- [Exercise prompt] Of the lines in the entries, how many hold the word "React"? Give that number alone.

- [Data supplied]
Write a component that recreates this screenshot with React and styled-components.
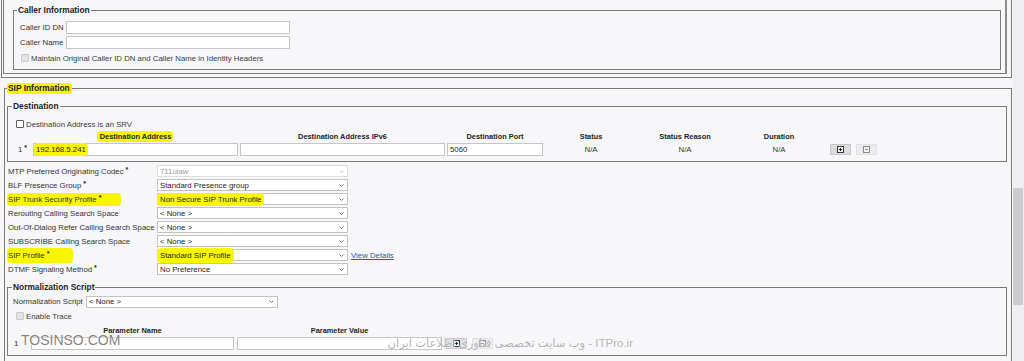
import React from "react";
import styled, { createGlobalStyle } from "styled-components";

const FONT = `"Liberation Sans", Arial, "DejaVu Sans", sans-serif`;

const GlobalStyle = createGlobalStyle`
  html, body { margin: 0; padding: 0; background: #f7f7f9; overflow: hidden; }
  body { font-family: ${FONT}; font-size: 7.8px; color: #333; }
`;

const Page = styled.div`
  position: relative;
  display: flex;
  width: 1024px;
  height: 361px;
  overflow: hidden;
  background: #f7f7f9;
`;

const Main = styled.main`
  flex: none;
  width: 1013px;
  height: 361px;
  overflow: hidden;
`;

const ScrollRail = styled.div`
  flex: 1;
  background: #efeff1;
  padding: 188px 1px 0 0;
`;

const ScrollThumb = styled.div`
  height: 117px;
  background: #cdcdcf;
`;

const OuterFrame = styled.div`
  box-sizing: border-box;
  width: 1011px;
  margin-left: 1px;
  border: 1px solid #7a7a7a;
  border-top: none;
  padding: 0 4px 3px 1px;
`;

const InnerFrame = styled.div`
  border: 1px solid #7a7a7a;
  border-right: 2px solid #8a8a8a;
  border-top: none;
  padding: 5px 4px 3px 9px;
`;

const CallerGroup = styled.fieldset`
  margin: 0;
  min-inline-size: 0;
  border: 1px solid #7a7a7a;
  padding: 5px 5px 5px 3px;
`;

const SipGroup = styled.fieldset`
  box-sizing: border-box;
  width: 1008px;
  margin: 5px 0 0 4px;
  min-inline-size: 0;
  border: 1px solid #7a7a7a;
  padding: 7px 4px 30px 2px;
`;

const SubGroup = styled.fieldset`
  margin: 0;
  min-inline-size: 0;
  border: 1px solid #7a7a7a;
  padding: ${({ $top }) => $top}px 0 ${({ $bottom }) => $bottom}px 4px;
`;

const Legend = styled.legend`
  padding: 0 1px;
  font: bold 8.4px/11px ${FONT};
  color: #222;
  white-space: nowrap;
`;

const MarkedLegend = styled(Legend)`
  padding: 0 2px 0 1px;
  background: #f9f600;
  border-radius: 3px;
`;

const Marker = styled.span`
  background: #f9f600;
  border-radius: 4px;
  padding: ${({ $v = 1 }) => $v}px ${({ $r = 2 }) => $r}px ${({ $v = 1 }) => $v}px ${({ $l = 1 }) => $l}px;
  margin: 0 ${({ $r = 2 }) => -$r}px 0 ${({ $l = 1 }) => -$l}px;
`;

const Req = styled.sup`
  font-size: 7px;
  font-weight: bold;
  line-height: 0;
  margin-left: 2px;
  vertical-align: 2px;
  color: #222;
`;

const CallerGrid = styled.div`
  display: grid;
  grid-template-columns: 47px 224px;
  row-gap: 2px;
  align-items: center;
  padding-left: 2px;
`;

const TextBox = styled.div`
  box-sizing: border-box;
  height: 13px;
  background: #fff;
  border: 1px solid #c6c6c8;
  padding: 0 2px;
  line-height: 11px;
  color: #222;
  white-space: nowrap;
`;

const CheckRow = styled.div`
  display: flex;
  align-items: center;
  gap: 2px;
  height: 12px;
  margin-top: ${({ $gap = 0 }) => $gap}px;
  padding-left: ${({ $indent }) => $indent}px;
  color: #3a3a3a;
  white-space: nowrap;
`;

const Box = styled.span`
  box-sizing: border-box;
  width: 8px;
  height: 8px;
  border-radius: 1px;
  border: 1px solid ${({ $disabled }) => ($disabled ? "#c8c8ca" : "#5c5c5c")};
  background: ${({ $disabled }) => ($disabled ? "#e3e3e5" : "#fff")};
`;

const DestGrid = styled.div`
  display: grid;
  grid-template-columns: 15px 205px 205px 96px 92px 92px 92px auto;
  grid-template-rows: 11px 13px;
  column-gap: 2px;
  row-gap: 1px;
  margin-top: 1px;
  padding-left: 4px;
  align-items: center;
`;

const ParamGrid = styled.div`
  display: grid;
  grid-template-columns: 16px 203px 205px auto;
  grid-template-rows: 11px 13px;
  column-gap: 3px;
  row-gap: 1px;
  margin-top: 3px;
  align-items: center;
`;

const HeadCell = styled.div`
  text-align: center;
  font: bold 7.4px/11px ${FONT};
  color: #222;
  white-space: nowrap;
`;

const ValueCell = styled.div`
  text-align: center;
  color: #333;
`;

const RowIndex = styled.div`
  padding-left: 2px;
  color: #333;
  white-space: nowrap;
`;

const Buttons = styled.div`
  display: flex;
  gap: 5px;
  padding-left: ${({ $pad }) => $pad}px;
`;

const MiniButton = styled.div`
  box-sizing: border-box;
  width: 21px;
  height: 11px;
  display: flex;
  align-items: center;
  justify-content: center;
  background: ${({ $muted }) => ($muted ? "#ececee" : "#dcdcde")};
  border: 1px solid ${({ $muted }) => ($muted ? "#e2e2e4" : "#c8c8ca")};
`;

const SettingsList = styled.div`
  margin-top: 2px;
`;

const SettingRow = styled.div`
  display: grid;
  grid-template-columns: 150px 191px auto;
  align-items: center;
  height: 14px;
`;

const RowLabel = styled.div`
  padding-left: 1px;
  white-space: nowrap;
  color: #333;
`;

const Select = styled.div`
  box-sizing: border-box;
  height: 12px;
  display: flex;
  align-items: center;
  justify-content: space-between;
  padding: 0 3px 0 2px;
  background: #fff;
  border: 1px solid ${({ $disabled }) => ($disabled ? "#dcdcde" : "#c2c2c4")};
  color: ${({ $disabled }) => ($disabled ? "#9a9a9a" : "#222")};
  white-space: nowrap;
`;

const DetailsLink = styled.a`
  margin-left: 3px;
  color: #2a5db0;
  text-decoration: underline;
  white-space: nowrap;
`;

const ScriptRow = styled.div`
  display: grid;
  grid-template-columns: 74px 192px;
  align-items: center;
  height: 12px;
`;

const NormGroupSpacer = styled.div`
  height: 5.5px;
`;

const WatermarkLatin = styled.div`
  position: absolute;
  left: 21px;
  top: 331px;
  font: 14px/18px ${FONT};
  color: rgba(80, 80, 80, 0.72);
  text-shadow: 0 0 2px #fff, 0 0 1px #fff;
  white-space: nowrap;
`;

const WatermarkPersian = styled.div`
  position: absolute;
  left: 380px;
  top: 335px;
  width: 253px;
  direction: rtl;
  font: 11.5px/16px ${FONT};
  color: #b4b4b6;
  text-shadow: 0 0 2px #fff;
  white-space: nowrap;
`;

const Chevron = ({ muted }) => (
  <svg width="5" height="3" viewBox="0 0 5 3">
    <path d="M0.5 0.5 L2.5 2.5 L4.5 0.5" fill="none" stroke={muted ? "#bbb" : "#666"} strokeWidth="0.9" />
  </svg>
);

const BoxIcon = ({ plus, muted }) => (
  <svg width="7" height="7" viewBox="0 0 7 7">
    <rect x="0.5" y="0.5" width="6" height="6" fill="#f5f5f5" stroke={muted ? "#8c8c8c" : "#3a3a3a"} />
    <path d={plus ? "M2 3.5h3M3.5 2v3" : "M2 3.5h3"} stroke={muted ? "#8c8c8c" : "#222"} strokeWidth="1" />
  </svg>
);

const settings = [
  { label: "MTP Preferred Originating Codec", req: true, value: "711ulaw", disabled: true },
  { label: "BLF Presence Group", req: true, value: "Standard Presence group" },
  { label: "SIP Trunk Security Profile", req: true, value: "Non Secure SIP Trunk Profile", mark: { label: 20, value: 2 } },
  { label: "Rerouting Calling Search Space", value: "< None >" },
  { label: "Out-Of-Dialog Refer Calling Search Space", value: "< None >" },
  { label: "SUBSCRIBE Calling Search Space", value: "< None >" },
  { label: "SIP Profile", req: true, value: "Standard SIP Profile", mark: { label: 24, value: 3 }, link: true },
  { label: "DTMF Signaling Method", req: true, value: "No Preference" },
];

function SettingLine({ item }) {
  const labelContent = (
    <>
      {item.label}
      {item.req && <Req>*</Req>}
    </>
  );
  return (
    <SettingRow>
      <RowLabel>
        {item.mark ? (
          <Marker $r={item.mark.label} $v={item.mark.value} $l={1}>
            {labelContent}
          </Marker>
        ) : (
          labelContent
        )}
      </RowLabel>
      <Select $disabled={item.disabled}>
        <span>
          {item.mark ? (
            <Marker $l={3} $r={item.mark.label === 20 ? 2 : 3} $v={item.mark.value}>
              {item.value}
            </Marker>
          ) : (
            item.value
          )}
        </span>
        <Chevron muted={item.disabled} />
      </Select>
      {item.link ? <DetailsLink href="#">View Details</DetailsLink> : <span />}
    </SettingRow>
  );
}

export default function App() {
  return (
    <Page>
      <GlobalStyle />
      <Main>
        <OuterFrame>
          <InnerFrame>
            <CallerGroup>
              <Legend>Caller Information</Legend>
              <CallerGrid>
                <RowLabel as="span">Caller ID DN</RowLabel>
                <TextBox />
                <RowLabel as="span">Caller Name</RowLabel>
                <TextBox />
              </CallerGrid>
              <CheckRow $indent={4} $gap={3}>
                <Box $disabled />
                Maintain Original Caller ID DN and Caller Name in Identity Headers
              </CheckRow>
            </CallerGroup>
          </InnerFrame>
        </OuterFrame>

        <SipGroup>
          <MarkedLegend>SIP Information</MarkedLegend>
          <SubGroup $top={6} $bottom={5}>
            <Legend>Destination</Legend>
            <CheckRow $indent={4}>
              <Box />
              Destination Address is an SRV
            </CheckRow>
            <DestGrid>
              <span />
              <HeadCell>
                <Marker $l={3} $r={2} $v={1}>Destination Address</Marker>
              </HeadCell>
              <HeadCell>Destination Address IPv6</HeadCell>
              <HeadCell>Destination Port</HeadCell>
              <HeadCell>Status</HeadCell>
              <HeadCell>Status Reason</HeadCell>
              <HeadCell>Duration</HeadCell>
              <span />

              <RowIndex>
                1<Req>*</Req>
              </RowIndex>
              <TextBox>
                <Marker $l={2} $r={2} $v={2}>192.168.5.241</Marker>
              </TextBox>
              <TextBox />
              <TextBox>5060</TextBox>
              <ValueCell>N/A</ValueCell>
              <ValueCell>N/A</ValueCell>
              <ValueCell>N/A</ValueCell>
              <Buttons $pad={3}>
                <MiniButton>
                  <BoxIcon plus />
                </MiniButton>
                <MiniButton $muted>
                  <BoxIcon muted />
                </MiniButton>
              </Buttons>
            </DestGrid>
          </SubGroup>

          <SettingsList>
            {settings.map((s) => (
              <SettingLine key={s.label} item={s} />
            ))}
          </SettingsList>

          <NormGroupSpacer />
          <SubGroup $top={3} $bottom={5}>
            <Legend>Normalization Script</Legend>
            <ScriptRow>
              <RowLabel>Normalization Script</RowLabel>
              <Select>
                <span>&lt; None &gt;</span>
                <Chevron />
              </Select>
            </ScriptRow>
            <CheckRow $indent={4} $gap={2.5}>
              <Box $disabled />
              Enable Trace
            </CheckRow>
            <ParamGrid>
              <span />
              <HeadCell>Parameter Name</HeadCell>
              <HeadCell>Parameter Value</HeadCell>
              <span />
              <RowIndex>1</RowIndex>
              <TextBox />
              <TextBox />
              <Buttons $pad={1}>
                <MiniButton>
                  <BoxIcon plus />
                </MiniButton>
                <MiniButton $muted>
                  <BoxIcon muted />
                </MiniButton>
              </Buttons>
            </ParamGrid>
          </SubGroup>
        </SipGroup>
      </Main>
      <ScrollRail>
        <ScrollThumb />
      </ScrollRail>
      <WatermarkLatin>TOSINSO.COM</WatermarkLatin>
      <WatermarkPersian>ITPro.ir - وب سایت تخصصی فناوری اطلاعات ایران</WatermarkPersian>
    </Page>
  );
}
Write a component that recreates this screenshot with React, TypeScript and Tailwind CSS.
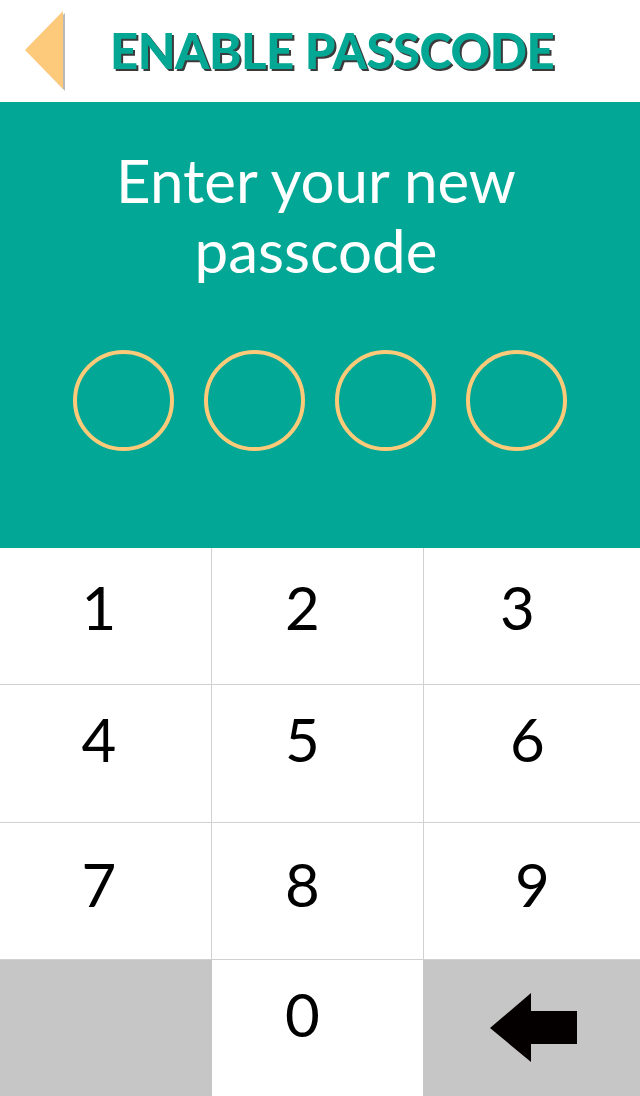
import React from "react";

const font = { fontFamily: "Lato, 'Noto Sans', sans-serif" };

function Key({ label, extra }: { label: string; extra: string }) {
  return (
    <div className={`flex items-center justify-center bg-white text-black text-[60px] leading-none ${extra}`}>
      <span>{label}</span>
    </div>
  );
}

export default function App() {
  return (
    <div className="w-[640px] h-[1096px] bg-white overflow-hidden flex flex-col" style={font}>
      {/* Header */}
      <div className="h-[102px] flex items-center bg-white">
        <svg className="ml-[22px] mt-[2px]" width="46" height="82" viewBox="0 0 46 82">
          <polygon points="5,40 43,2 43,80" fill="#8a8a8a" opacity="0.6" />
          <polygon points="3,39 41,0 41,78" fill="#fdc97b" />
        </svg>
        <h1
          className="ml-[42px] mb-[2px] text-[49px] font-black tracking-[-0.5px] text-[#03a793] leading-none"
          style={{ textShadow: "2px 2px 0 #3a3a3a" }}
        >
          ENABLE PASSCODE
        </h1>
      </div>

      {/* Teal panel */}
      <div className="h-[446px] bg-[#02a895] flex flex-col items-center">
        <div className="mt-[43px] text-white text-[60px] leading-[70px] text-center pr-[8px]">
          Enter your new
          <br />
          passcode
        </div>
        <div className="mt-[65px] flex gap-[30px]">
          <div className="w-[101px] h-[101px] rounded-full border-[4px] border-[#fcca79]" />
          <div className="w-[101px] h-[101px] rounded-full border-[4px] border-[#fcca79]" />
          <div className="w-[101px] h-[101px] rounded-full border-[4px] border-[#fcca79]" />
          <div className="w-[101px] h-[101px] rounded-full border-[4px] border-[#fcca79]" />
        </div>
      </div>

      {/* Keypad */}
      <div className="flex-1 grid grid-cols-[211px_211px_1fr] grid-rows-4 gap-px bg-[#d0d0d0]">
        <Key label="1" extra="pr-[13px] pb-[19px]" />
        <Key label="2" extra="pr-[30px] pb-[19px]" />
        <Key label="3" extra="pr-[29px] pb-[19px]" />
        <Key label="4" extra="pr-[13px] pb-[28px]" />
        <Key label="5" extra="pr-[30px] pb-[28px]" />
        <Key label="6" extra="pr-[9px] pb-[28px]" />
        <Key label="7" extra="pr-[13px] pb-[14px]" />
        <Key label="8" extra="pr-[30px] pb-[14px]" />
        <Key label="9" extra="pl-[1px] pb-[14px]" />
        <div className="bg-[#c6c6c6] -mr-px" />
        <Key label="0" extra="pr-[30px] pb-[28px]" />
        <div className="bg-[#c6c6c6] -ml-px flex items-center justify-center pl-[4px]">
          <svg width="87" height="69" viewBox="0 0 87 69">
            <polygon points="0,35 41,0 41,18 87,18 87,51 41,51 41,69" fill="#050000" />
          </svg>
        </div>
      </div>
    </div>
  );
}
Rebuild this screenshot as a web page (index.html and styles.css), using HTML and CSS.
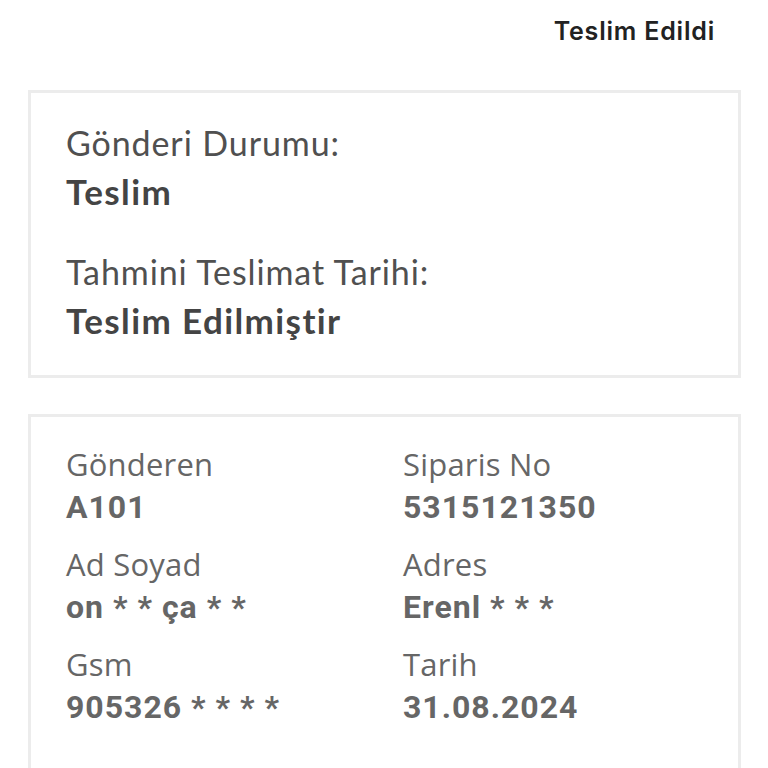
FILE: index.html
```html
<!DOCTYPE html>
<html lang="tr">
<head>
<meta charset="utf-8">
<link rel="stylesheet" href="styles.css">
</head>
<body>
<div class="page">
  <div class="topbar"><span class="status">Teslim Edildi</span></div>
  <section class="card card-status">
    <div class="st-label">Gönderi Durumu:</div>
    <div class="st-value">Teslim</div>
    <div class="st-label st-second">Tahmini Teslimat Tarihi:</div>
    <div class="st-value">Teslim Edilmiştir</div>
  </section>
  <section class="card card-info">
    <div class="grid">
      <div class="item"><div class="lbl">Gönderen</div><div class="val">A101</div></div>
      <div class="item"><div class="lbl">Siparis No</div><div class="val">5315121350</div></div>
      <div class="item"><div class="lbl">Ad Soyad</div><div class="val">on * * ça * *</div></div>
      <div class="item"><div class="lbl">Adres</div><div class="val">Erenl * * *</div></div>
      <div class="item"><div class="lbl">Gsm</div><div class="val">905326 * * * *</div></div>
      <div class="item"><div class="lbl">Tarih</div><div class="val">31.08.2024</div></div>
    </div>
  </section>
</div>
</body>
</html>
```
FILE: styles.css
```css
* { box-sizing: border-box; }
html, body { margin: 0; padding: 0; background: #fff; overflow: hidden; }
.page { width: 768px; height: 768px; padding: 0 27px 0 28px; overflow: hidden; }
.topbar { display: flex; justify-content: flex-end; height: 90px; padding: 16px 26px 0 0; }
.status { font-family: "Inter", "Open Sans", sans-serif; font-weight: 600; font-size: 25px; color: #222; letter-spacing: 0.8px; }
.card { border: 3px solid #ececec; background: #fff; }
.card-status { height: 288px; padding: 26px 35px 0 35px; font-family: "Lato", sans-serif; }
.st-label { font-size: 34px; color: #505050; line-height: 48px; font-weight: 400; letter-spacing: 0.9px; }
.st-value { font-size: 35px; color: #444; line-height: 48px; font-weight: 700; letter-spacing: 1.4px; }
.st-second { margin-top: 33px; }
.card-info { margin-top: 36px; height: 400px; border-bottom: none; padding: 26px 35px 0 35px; }
.grid { display: grid; grid-template-columns: 337px 1fr; row-gap: 13px; }
.lbl { font-family: "Open Sans", sans-serif; font-size: 31px; color: #666; line-height: 42px; font-weight: 400; letter-spacing: 0.2px; }
.val { font-family: "Roboto", sans-serif; font-size: 32px; color: #666; line-height: 45px; font-weight: 700; letter-spacing: 1px; }
```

- [Final result] 4